Kemudian, menindaklanjuti rekomendasi pansus, pada 16 Februari 2016, Ketua DPR secara resmi meminta dilakukan audit investigatif oleh Badan Pemeriksa Keuangan terhadap Pelindo II melalui Surat Ketua DPR RI Nomor PW/02699/DPR RI/II/2016.
"Sesuai permintaan Pansus Angket DPR RI tentang Pelindo II, BPK RI telah menyampaikan Laporan Hasil Pemeriksaan pada tanggal 13 Juni 2017, LHP Perpanjangan Kerja Sama Pengoperasian dan Pengelolaan JICT. Indikasi kerugian negara Rp 4,08 triliun. Kemudian pada tanggal 31 Juni 2018 LHP Perpanjangan Kerja Sama Pengoperasian dan Pengelolaan-KSO, TPK Koja Rp 1,86 triliun," kata Ketua Pansus Panitia Angket DPR tentang Pelindo II, Rieke Diah Pitaloka, di Gedung DPR, Jakarta, Selasa (2/10).

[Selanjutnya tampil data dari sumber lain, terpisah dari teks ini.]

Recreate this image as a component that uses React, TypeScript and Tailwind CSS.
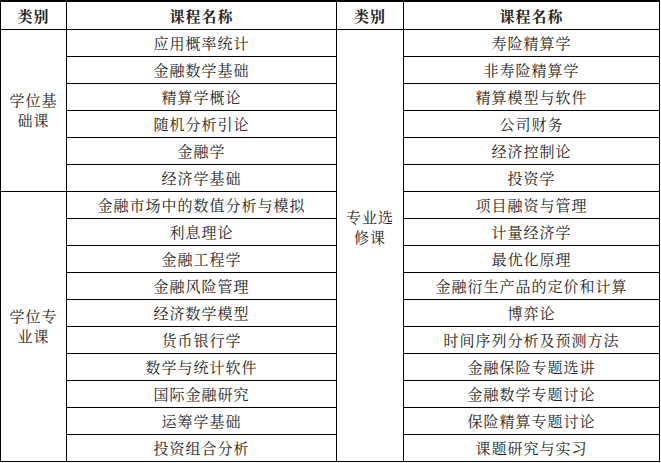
import React from "react";

type Row = {
  left?: { label: string[]; span: number };
  leftCourse: string;
  right?: { label: string[]; span: number };
  rightCourse: string;
};

const rows: Row[] = [
  { left: { label: ["学位基", "础课"], span: 6 }, leftCourse: "应用概率统计", right: { label: ["专业选", "修课"], span: 16 }, rightCourse: "寿险精算学" },
  { leftCourse: "金融数学基础", rightCourse: "非寿险精算学" },
  { leftCourse: "精算学概论", rightCourse: "精算模型与软件" },
  { leftCourse: "随机分析引论", rightCourse: "公司财务" },
  { leftCourse: "金融学", rightCourse: "经济控制论" },
  { leftCourse: "经济学基础", rightCourse: "投资学" },
  { left: { label: ["学位专", "业课"], span: 10 }, leftCourse: "金融市场中的数值分析与模拟", rightCourse: "项目融资与管理" },
  { leftCourse: "利息理论", rightCourse: "计量经济学" },
  { leftCourse: "金融工程学", rightCourse: "最优化原理" },
  { leftCourse: "金融风险管理", rightCourse: "金融衍生产品的定价和计算" },
  { leftCourse: "经济数学模型", rightCourse: "博弈论" },
  { leftCourse: "货币银行学", rightCourse: "时间序列分析及预测方法" },
  { leftCourse: "数学与统计软件", rightCourse: "金融保险专题选讲" },
  { leftCourse: "国际金融研究", rightCourse: "金融数学专题讨论" },
  { leftCourse: "运筹学基础", rightCourse: "保险精算专题讨论" },
  { leftCourse: "投资组合分析", rightCourse: "课题研究与实习" },
];

const cell = "border border-black text-center align-middle p-0";

export default function App() {
  return (
    <div
      className="w-[661px] h-[463px] bg-white text-[#222] text-[15px] leading-[17px] tracking-[1px]"
      style={{ fontFamily: '"Noto Serif CJK SC", "Noto Sans CJK SC", serif' }}
    >
      <table className="border-collapse table-fixed w-[659px] border-t-2 border-black">
        <colgroup>
          <col className="w-[66px]" />
          <col className="w-[270px]" />
          <col className="w-[67px]" />
          <col className="w-[256px]" />
        </colgroup>
        <thead>
          <tr className="h-[28px]">
            <th className={`${cell} font-bold border-t-2`}>类别</th>
            <th className={`${cell} font-bold border-t-2`}>课程名称</th>
            <th className={`${cell} font-bold border-t-2`}>类别</th>
            <th className={`${cell} font-bold border-t-2`}>课程名称</th>
          </tr>
        </thead>
        <tbody>
          {rows.map((r, i) => (
            <tr key={i} className="h-[27px]">
              {r.left && (
                <td rowSpan={r.left.span} className={`${cell} leading-[20px]`}>
                  {r.left.label[0]}
                  <br />
                  {r.left.label[1]}
                </td>
              )}
              <td className={cell}>{r.leftCourse}</td>
              {r.right && (
                <td rowSpan={r.right.span} className={`${cell} leading-[20px] pb-[36px]`}>
                  {r.right.label[0]}
                  <br />
                  {r.right.label[1]}
                </td>
              )}
              <td className={cell}>{r.rightCourse}</td>
            </tr>
          ))}
        </tbody>
      </table>
    </div>
  );
}
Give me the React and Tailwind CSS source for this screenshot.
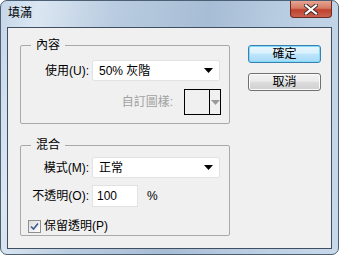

Pada 31 Januari 2018, LHP Pembiayaan Pembangunan Terminal Kalibaru Tahap I (Global Bond) sebesar Rp 741,76 miliar. Kemudian pada 26 September 2018 LHP Pembangunan Terminal Petikemas Kalibaru Utara Tahap I menemukan indikasi kerugian negara Rp 1 triliun dan potensi kerugian negara Rp 407,526 miliar.
BPK menyatakan pula pembangunan Terminal Kali Baru adalah gagal konstruksi. Artinya, negara mengalami kerugian kurang lebih Rp 7 triliun atas dana yang telah dikeluarkan untuk pembangunan Terminal Kali Baru. Sehingga kerugian negara pada proyek itu sesungguhnya senilai Rp 8 triliun, plus potensi kerugian negara senilai Rp 400 miliar.
"Dengan demikian hasil audit investigatif BPK RI mengungkap kerugian negara di Pelindo II mencapai Rp 14,68 triliun," terang Rieke.
Ditambahkan Rieke, akibat Global Bond tanpa perhitungan matang, saat ini Pelindo II menanggung beban harus membayar bunga utang Rp 100 miliar, dengan selisih kurs sekarang diprediksi Rp 150 miliar per bulan.
"Mohon pengawalan dari seluruh rakyat Indonesia agar ada tindak lanjut dan keadilan atas rekomendasi Pansus Panitia Angket DPR tentang Pelindo II dan laporan investigasi BPK RI," pungkas Rieke.